- Your goal
From the records, pick out and copy each line containing "this".

──────── Input records ────────

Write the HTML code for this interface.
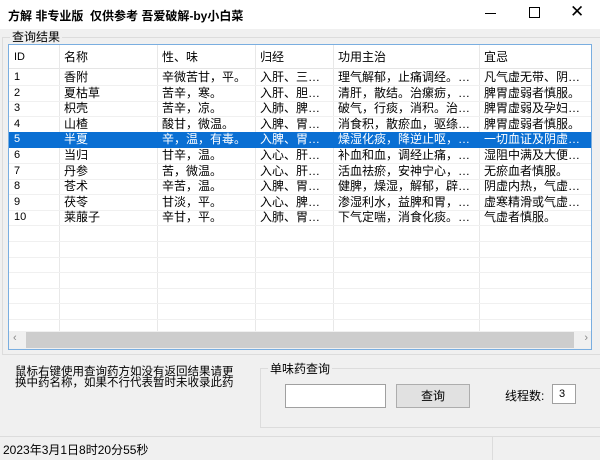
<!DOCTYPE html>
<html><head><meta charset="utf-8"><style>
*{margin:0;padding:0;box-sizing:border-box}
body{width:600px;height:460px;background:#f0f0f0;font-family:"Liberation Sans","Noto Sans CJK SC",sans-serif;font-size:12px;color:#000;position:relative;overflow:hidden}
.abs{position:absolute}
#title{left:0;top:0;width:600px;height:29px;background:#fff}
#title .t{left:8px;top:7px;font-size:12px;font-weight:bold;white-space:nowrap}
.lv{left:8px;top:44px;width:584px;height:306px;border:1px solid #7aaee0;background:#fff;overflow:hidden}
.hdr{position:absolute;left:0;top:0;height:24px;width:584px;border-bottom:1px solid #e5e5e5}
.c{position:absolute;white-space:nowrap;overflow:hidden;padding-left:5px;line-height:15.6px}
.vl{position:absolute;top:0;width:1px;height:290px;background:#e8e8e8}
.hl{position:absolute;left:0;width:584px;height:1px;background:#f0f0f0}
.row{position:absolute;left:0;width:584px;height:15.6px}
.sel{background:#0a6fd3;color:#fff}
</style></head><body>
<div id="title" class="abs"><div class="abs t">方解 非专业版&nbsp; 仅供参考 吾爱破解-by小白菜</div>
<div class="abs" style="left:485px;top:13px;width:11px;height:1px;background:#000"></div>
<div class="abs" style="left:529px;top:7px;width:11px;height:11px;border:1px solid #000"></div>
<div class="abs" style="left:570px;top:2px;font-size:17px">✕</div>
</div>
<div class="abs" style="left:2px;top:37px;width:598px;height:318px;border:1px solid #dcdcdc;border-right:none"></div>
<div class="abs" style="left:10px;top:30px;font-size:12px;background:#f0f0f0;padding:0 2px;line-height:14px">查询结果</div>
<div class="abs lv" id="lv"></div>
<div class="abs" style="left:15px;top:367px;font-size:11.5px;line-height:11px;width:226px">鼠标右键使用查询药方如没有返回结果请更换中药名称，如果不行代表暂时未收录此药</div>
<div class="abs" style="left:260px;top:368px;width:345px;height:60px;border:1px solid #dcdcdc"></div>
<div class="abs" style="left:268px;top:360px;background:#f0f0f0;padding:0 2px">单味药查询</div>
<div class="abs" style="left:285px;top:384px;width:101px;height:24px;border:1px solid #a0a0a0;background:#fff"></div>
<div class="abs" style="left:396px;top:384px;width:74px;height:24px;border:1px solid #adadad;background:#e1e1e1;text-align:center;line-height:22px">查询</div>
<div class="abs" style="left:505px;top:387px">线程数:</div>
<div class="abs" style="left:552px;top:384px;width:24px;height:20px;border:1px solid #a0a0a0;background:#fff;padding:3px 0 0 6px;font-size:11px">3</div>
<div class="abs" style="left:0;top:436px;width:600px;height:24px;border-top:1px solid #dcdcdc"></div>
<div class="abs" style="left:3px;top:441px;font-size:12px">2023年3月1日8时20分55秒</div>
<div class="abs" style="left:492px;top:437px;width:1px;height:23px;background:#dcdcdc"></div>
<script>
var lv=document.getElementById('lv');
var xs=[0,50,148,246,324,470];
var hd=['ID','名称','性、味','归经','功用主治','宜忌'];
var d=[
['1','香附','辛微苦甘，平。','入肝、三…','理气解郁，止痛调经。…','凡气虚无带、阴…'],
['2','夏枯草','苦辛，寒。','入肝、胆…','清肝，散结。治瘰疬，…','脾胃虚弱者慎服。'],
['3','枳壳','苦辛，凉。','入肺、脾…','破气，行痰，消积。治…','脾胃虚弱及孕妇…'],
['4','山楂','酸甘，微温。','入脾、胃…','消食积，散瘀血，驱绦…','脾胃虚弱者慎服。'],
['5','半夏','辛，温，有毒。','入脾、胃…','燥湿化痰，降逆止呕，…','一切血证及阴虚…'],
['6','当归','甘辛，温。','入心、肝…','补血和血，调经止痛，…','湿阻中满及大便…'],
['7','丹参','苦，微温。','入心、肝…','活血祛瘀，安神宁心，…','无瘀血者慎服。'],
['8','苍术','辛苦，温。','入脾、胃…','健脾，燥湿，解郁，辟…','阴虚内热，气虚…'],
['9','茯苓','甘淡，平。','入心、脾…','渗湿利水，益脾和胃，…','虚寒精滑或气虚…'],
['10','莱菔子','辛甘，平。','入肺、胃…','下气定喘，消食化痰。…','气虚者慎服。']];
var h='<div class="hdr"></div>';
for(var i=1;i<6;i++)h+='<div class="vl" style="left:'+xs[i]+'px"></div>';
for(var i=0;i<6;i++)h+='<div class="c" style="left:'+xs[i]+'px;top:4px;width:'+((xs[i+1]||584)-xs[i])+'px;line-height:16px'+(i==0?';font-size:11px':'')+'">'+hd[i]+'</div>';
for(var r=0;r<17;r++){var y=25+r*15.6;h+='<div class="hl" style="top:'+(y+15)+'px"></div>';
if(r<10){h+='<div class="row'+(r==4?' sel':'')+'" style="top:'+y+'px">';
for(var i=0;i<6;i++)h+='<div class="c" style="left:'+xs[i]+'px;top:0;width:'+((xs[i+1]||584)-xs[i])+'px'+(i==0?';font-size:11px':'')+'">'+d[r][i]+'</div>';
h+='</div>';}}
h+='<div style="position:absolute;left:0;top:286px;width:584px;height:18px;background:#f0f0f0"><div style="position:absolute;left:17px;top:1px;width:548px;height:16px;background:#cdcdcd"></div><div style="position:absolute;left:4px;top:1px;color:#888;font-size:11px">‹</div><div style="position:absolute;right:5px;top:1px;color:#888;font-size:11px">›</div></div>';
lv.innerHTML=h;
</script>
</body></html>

────────
──────── Input records ────────

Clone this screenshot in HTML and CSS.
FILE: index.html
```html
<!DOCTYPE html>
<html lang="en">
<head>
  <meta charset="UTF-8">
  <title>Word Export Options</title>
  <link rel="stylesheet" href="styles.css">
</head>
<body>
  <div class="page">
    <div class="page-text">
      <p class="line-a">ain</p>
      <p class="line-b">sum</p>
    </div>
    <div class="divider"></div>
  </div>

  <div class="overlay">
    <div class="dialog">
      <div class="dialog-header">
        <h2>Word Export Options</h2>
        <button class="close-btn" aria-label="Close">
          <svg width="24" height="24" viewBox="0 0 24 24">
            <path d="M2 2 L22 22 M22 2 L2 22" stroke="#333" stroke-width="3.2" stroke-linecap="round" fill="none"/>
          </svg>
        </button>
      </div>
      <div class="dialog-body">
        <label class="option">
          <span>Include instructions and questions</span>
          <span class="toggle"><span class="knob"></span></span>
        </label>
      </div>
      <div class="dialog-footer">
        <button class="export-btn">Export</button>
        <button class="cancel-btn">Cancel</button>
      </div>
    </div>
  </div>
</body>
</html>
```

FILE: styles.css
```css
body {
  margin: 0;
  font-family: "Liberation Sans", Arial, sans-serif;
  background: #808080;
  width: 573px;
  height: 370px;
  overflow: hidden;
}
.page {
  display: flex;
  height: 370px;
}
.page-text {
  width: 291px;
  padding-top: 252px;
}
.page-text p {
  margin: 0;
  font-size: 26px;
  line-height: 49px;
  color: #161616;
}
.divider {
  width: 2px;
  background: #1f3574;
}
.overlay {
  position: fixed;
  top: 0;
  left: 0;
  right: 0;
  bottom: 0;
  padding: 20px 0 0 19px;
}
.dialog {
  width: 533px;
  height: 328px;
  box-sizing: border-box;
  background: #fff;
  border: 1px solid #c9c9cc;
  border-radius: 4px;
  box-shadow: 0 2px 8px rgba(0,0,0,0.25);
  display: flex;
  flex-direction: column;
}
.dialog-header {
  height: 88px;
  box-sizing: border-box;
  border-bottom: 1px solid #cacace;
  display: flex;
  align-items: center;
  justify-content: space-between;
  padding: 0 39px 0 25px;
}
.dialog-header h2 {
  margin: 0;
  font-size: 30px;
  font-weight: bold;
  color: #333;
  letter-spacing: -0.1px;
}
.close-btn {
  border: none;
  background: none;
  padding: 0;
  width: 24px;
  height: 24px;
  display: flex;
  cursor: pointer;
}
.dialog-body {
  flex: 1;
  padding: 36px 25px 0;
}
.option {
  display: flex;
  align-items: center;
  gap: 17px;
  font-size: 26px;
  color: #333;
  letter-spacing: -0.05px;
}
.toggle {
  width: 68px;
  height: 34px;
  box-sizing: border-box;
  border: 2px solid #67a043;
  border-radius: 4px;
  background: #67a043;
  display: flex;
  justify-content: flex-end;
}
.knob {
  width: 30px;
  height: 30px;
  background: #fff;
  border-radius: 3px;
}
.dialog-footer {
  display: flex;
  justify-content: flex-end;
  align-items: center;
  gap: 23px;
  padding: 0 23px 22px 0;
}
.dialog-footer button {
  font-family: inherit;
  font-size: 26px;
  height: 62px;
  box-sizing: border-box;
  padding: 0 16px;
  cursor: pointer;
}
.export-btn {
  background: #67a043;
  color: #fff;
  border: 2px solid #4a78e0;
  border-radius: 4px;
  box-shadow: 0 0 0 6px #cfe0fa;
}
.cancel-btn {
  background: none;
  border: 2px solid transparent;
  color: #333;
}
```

────────

- Output of the exercise
Write the HTML code for this interface.
Clone this screenshot in HTML and CSS.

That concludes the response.